Why unwinding preferences is not the same as liberalisation: the case of sugar



The three sources of change

This section analyses sources of change already agreed or sufficiently certain to allow
conclusions to be drawn. There is at least one other source of potential change: the WTO’s
Doha Round. Were this to result in significant agricultural liberalisation and/or in a change of
the rules affecting the way in which European sugar is supported it could alter the options
available to the EU or the ACP, not least by requiring further change to the measures already
agreed or in prospect. However, the failure of the Hong Kong ministerial to agree the formula
for liberalisation (the ‘modalities’ in the jargon) means that it is not yet possible to determine
whether or not sugar (or any other sensitive product) could be shielded from substantial
liberalisation
if there were a deal. Moreover, the Hong Kong failure to make sufficient
progress either on the modalities or on many other important elements of Doha raises serious
doubt over the italicised words. If a package is not agreed by mid-2006, it will be difficult to
get the resulting legislation passed by the US Congress before the President’s fast track
authority expires. Given both the absence of detailed guidance and the distinct possibility
that Doha will not be concluded this decade, the working assumption for the present must be
that it is the changes already agreed or in prospect that will determine the environment for the
ACP. Should this prove to be too pessimistic about Doha, the analysis can always be revised
when the detail is known.

Common Agricultural Policy (CAP) reform

Until recently the sugar sector stayed outside the CAP reform process initiated in 1992. The
pre-existing regime was extended in 2001 until 30 June 2006, but on the proviso that
proposals for reform be submitted by the beginning of 2003.
4 In fact, the Commission did not
initially submit proposals as such; rather, it argued that, given the nascent state of sugar
policy reform, it should first initiate a debate within Europe on alternative approaches to
reform. This was done as part of the Commission’s Communication on further CAP reform in
September 2003. Whilst the Commission made specific proposals for the other three crops
included in the Communication (cotton, tobacco and olive oil), for sugar it simply set out four
options for reform together with a summary of an Extended Impact Assessment.

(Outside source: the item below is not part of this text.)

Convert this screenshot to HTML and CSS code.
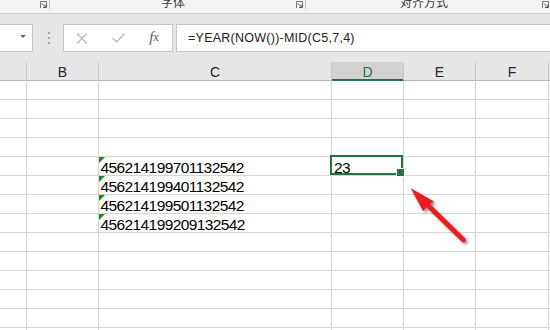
FILE: index.html
```html
<!DOCTYPE html>
<html lang="zh">
<head>
<meta charset="utf-8">
<link rel="stylesheet" href="styles.css">
</head>
<body>
<div class="app">
  <div class="ribbon">
    <div class="group g1">
      <svg class="launcher" width="7" height="8" viewBox="0 0 7 8"><path d="M0.5 7V0.5H6.5V7" fill="none" stroke="#777" stroke-width="1"/><path d="M2 2.5L5.5 6M3 6.5H6V3.5" fill="none" stroke="#555" stroke-width="1"/></svg>
    </div>
    <span class="sep"></span>
    <div class="group g2">
      <span class="glabel">字体</span>
      <svg class="launcher" width="7" height="8" viewBox="0 0 7 8"><path d="M0.5 7V0.5H6.5V7" fill="none" stroke="#777" stroke-width="1"/><path d="M2 2.5L5.5 6M3 6.5H6V3.5" fill="none" stroke="#555" stroke-width="1"/></svg>
    </div>
    <span class="sep"></span>
    <div class="group g3">
      <span class="glabel">对齐方式</span>
      <svg class="launcher" width="7" height="8" viewBox="0 0 7 8"><path d="M0.5 7V0.5H6.5V7" fill="none" stroke="#777" stroke-width="1"/><path d="M2 2.5L5.5 6M3 6.5H6V3.5" fill="none" stroke="#555" stroke-width="1"/></svg>
    </div>
  </div>

  <div class="fbar">
    <div class="namebox">
      <svg class="dd" width="6" height="3" viewBox="0 0 6 3"><path d="M0 0H6L3 3Z" fill="#6a6a6a"/></svg>
    </div>
    <div class="grip">
      <svg width="2" height="12" viewBox="0 0 2 12"><rect x="0" y="0" width="2" height="2" fill="#a6a6a6"/><rect x="0" y="5" width="2" height="2" fill="#a6a6a6"/><rect x="0" y="10" width="2" height="2" fill="#a6a6a6"/></svg>
    </div>
    <div class="fxbox">
      <span class="fxbtn">
        <svg width="12" height="11" viewBox="0 0 12 11"><path d="M1 0.5L11 10.5M11 0.5L1 10.5" stroke="#bdbdbd" stroke-width="1.3" fill="none"/></svg>
      </span>
      <span class="fxbtn">
        <svg width="13" height="10" viewBox="0 0 13 10"><path d="M0.5 5L4.5 9L12.5 0.8" stroke="#bdbdbd" stroke-width="1.4" fill="none"/></svg>
      </span>
      <span class="fxbtn fx"><i class="f">f</i><i class="x">x</i></span>
    </div>
    <div class="formula">=YEAR(NOW())-MID(C5,7,4)</div>
  </div>

  <div class="sheet">
    <div class="hd"></div><div class="hd">B</div><div class="hd">C</div><div class="hd hd-active">D</div><div class="hd">E</div><div class="hd">F</div><div class="hd"></div>

    <div class="c"></div><div class="c"></div><div class="c"></div><div class="c"></div><div class="c"></div><div class="c"></div><div class="c"></div>
    <div class="c"></div><div class="c"></div><div class="c"></div><div class="c"></div><div class="c"></div><div class="c"></div><div class="c"></div>
    <div class="c"></div><div class="c"></div><div class="c"></div><div class="c"></div><div class="c"></div><div class="c"></div><div class="c"></div>
    <div class="c"></div><div class="c"></div><div class="c"></div><div class="c"></div><div class="c"></div><div class="c"></div><div class="c"></div>

    <div class="c"></div><div class="c"></div><div class="c txt">456214199701132542</div><div class="c sel">23</div><div class="c"></div><div class="c"></div><div class="c"></div>
    <div class="c"></div><div class="c"></div><div class="c txt">456214199401132542</div><div class="c"></div><div class="c"></div><div class="c"></div><div class="c"></div>
    <div class="c"></div><div class="c"></div><div class="c txt">456214199501132542</div><div class="c"></div><div class="c"></div><div class="c"></div><div class="c"></div>
    <div class="c"></div><div class="c"></div><div class="c txt">456214199209132542</div><div class="c"></div><div class="c"></div><div class="c"></div><div class="c"></div>

    <div class="c"></div><div class="c"></div><div class="c"></div><div class="c"></div><div class="c"></div><div class="c"></div><div class="c"></div>
    <div class="c"></div><div class="c"></div><div class="c"></div><div class="c"></div><div class="c"></div><div class="c"></div><div class="c"></div>
    <div class="c"></div><div class="c"></div><div class="c"></div><div class="c"></div><div class="c"></div><div class="c"></div><div class="c"></div>
    <div class="c"></div><div class="c"></div><div class="c"></div><div class="c"></div><div class="c"></div><div class="c"></div><div class="c"></div>
    <div class="c"></div><div class="c"></div><div class="c"></div><div class="c"></div><div class="c"></div><div class="c"></div><div class="c"></div>
    <div class="c"></div><div class="c"></div><div class="c"></div><div class="c"></div><div class="c"></div><div class="c"></div><div class="c"></div>
  </div>

  <svg class="arrow" width="80" height="70" viewBox="0 0 80 70">
    <path d="M10.7 8.3L23 31L28 25.5L34 21.5Z" fill="#ee1a1f"/>
    <path d="M26 23.5L63.5 60" stroke="#ee1a1f" stroke-width="4.6" stroke-linecap="round" fill="none"/>
  </svg>
</div>
</body>
</html>
```

FILE: styles.css
```css
* { box-sizing: border-box; }
html, body { margin: 0; padding: 0; }
body {
  width: 550px;
  height: 330px;
  overflow: hidden;
  background: #ffffff;
  font-family: "Liberation Sans", Arial, "Noto Sans CJK SC", sans-serif;
}
.app {
  position: relative;
  width: 550px;
  height: 330px;
  overflow: hidden;
}

/* ribbon strip */
.ribbon {
  display: flex;
  height: 14px;
  background: #f3f3f3;
  border-bottom: 1px solid #d2d2d2;
  overflow: hidden;
}
.group {
  display: flex;
  align-items: flex-start;
  flex: none;
}
.g1 { width: 49px; justify-content: flex-end; }
.g2 { width: 255px; }
.g3 { width: 245px; }
.glabel {
  flex: 1;
  text-align: center;
  font-family: "Noto Sans CJK SC", sans-serif;
  font-size: 12px;
  line-height: 12px;
  color: #3c3c3c;
  margin-top: -4px;
}
.launcher {
  display: block;
  flex: none;
  margin-top: 1px;
  margin-right: 2px;
}
.sep {
  flex: none;
  width: 1px;
  height: 9px;
  background: #c4c4c4;
}

/* formula bar */
.fbar {
  display: flex;
  height: 48px;
  padding-top: 10px;
  background: #e6e6e6;
  align-items: flex-start;
}
.namebox {
  flex: none;
  width: 34px;
  height: 28px;
  margin-left: -1px;
  background: #fff;
  border: 1px solid #c6c6c6;
  display: flex;
  justify-content: flex-end;
  align-items: center;
  padding-right: 6px;
  padding-bottom: 3px;
}
.dd { display: block; }
.grip {
  flex: none;
  width: 30px;
  height: 28px;
  display: flex;
  justify-content: center;
  align-items: center;
  padding-left: 1px;
}
.grip svg { display: block; }
.fxbox {
  flex: none;
  width: 110px;
  height: 28px;
  background: #fff;
  border: 1px solid #c6c6c6;
  display: flex;
}
.fxbtn {
  width: 36px;
  display: flex;
  justify-content: center;
  align-items: center;
}
.fxbtn svg { display: block; }
.fx {
  font-family: "Liberation Serif", "DejaVu Serif", serif;
  color: #585858;
  padding-bottom: 1px;
}
.fx .f { font-size: 15px; }
.fx .x { font-size: 12px; margin-left: 0; }
.formula {
  flex: 1;
  height: 28px;
  margin-left: 3px;
  margin-right: -2px;
  background: #fff;
  border: 1px solid #c6c6c6;
  padding-left: 11px;
  font-size: 12.5px;
  letter-spacing: 0.25px;
  line-height: 26px;
  color: #222;
  white-space: nowrap;
}

/* sheet grid */
.sheet {
  display: grid;
  grid-template-columns: 27px 72px 233px 72px 72px 73px 1fr;
  grid-template-rows: 19px;
  grid-auto-rows: 19px;
}
.hd {
  background: #e6e6e6;
  border-right: 1px solid #c8c8c8;
  border-bottom: 1px solid #b5b5b5;
  text-align: center;
  font-size: 14px;
  line-height: 21px;
  height: 19px;
  color: #262626;
}
.hd-active {
  background: #d2d2d2;
  color: #217346;
  border-bottom-color: #217346;
  box-shadow: inset 0 -1px 0 #217346;
}
.c {
  position: relative;
  border-right: 1px solid #d4d4d4;
  border-bottom: 1px solid #d4d4d4;
  height: 19px;
  padding-left: 2px;
  font-size: 15.5px;
  letter-spacing: -0.6px;
  line-height: 22px;
  color: #000;
  white-space: nowrap;
}
.txt { padding-left: 1.5px; }
.txt::before {
  content: "";
  position: absolute;
  left: 0;
  top: 0;
  width: 6px;
  height: 6px;
  background: #1e8a1e;
  clip-path: polygon(0 0, 100% 0, 0 100%);
}
.sel::after {
  content: "";
  position: absolute;
  left: -2px;
  top: -2px;
  right: 0;
  bottom: 0;
  border: 2px solid #217346;
}
.sel::before {
  content: "";
  position: absolute;
  right: -2px;
  bottom: -2px;
  width: 7px;
  height: 7px;
  background: #217346;
  border: 1px solid #fff;
  z-index: 2;
}

/* annotation arrow */
.arrow {
  position: absolute;
  left: 400px;
  top: 180px;
  filter: drop-shadow(2px 2px 1.6px rgba(0, 0, 0, 0.45));
}
```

In July 2004 the Commission issued a further Communication which indicated that it had
chosen the option allowing EU market prices (supported by tariffs) to fall to the point where
internal EU consumption is met by EU and preferential supplies. This proposal foresaw the
current intervention price being replaced by a ‘reference price’ which would serve both to
establish the minimum sugar price for producers (and the trigger level for private storage) and
to provide the basis for calculating import protection and the guaranteed price for preferential
imports.

The Communication proposed that the reference price be set at €506 per tonne for 2005/6 and
2006/7 and then cut to €421 per tonne from 2007/8 - a fall of 33 percent from its prevailing
level of €632 per tonne. Implicit in the proposal was that high-cost producers within member
states would exit the market - as would high-cost ACP countries, although their supplies
would be substituted by other ACP states. EU beet farmers would be compensated by an
increase in the single farm payment.

See Chaplin and Matthews 2005 for an authoritative review of the reform process.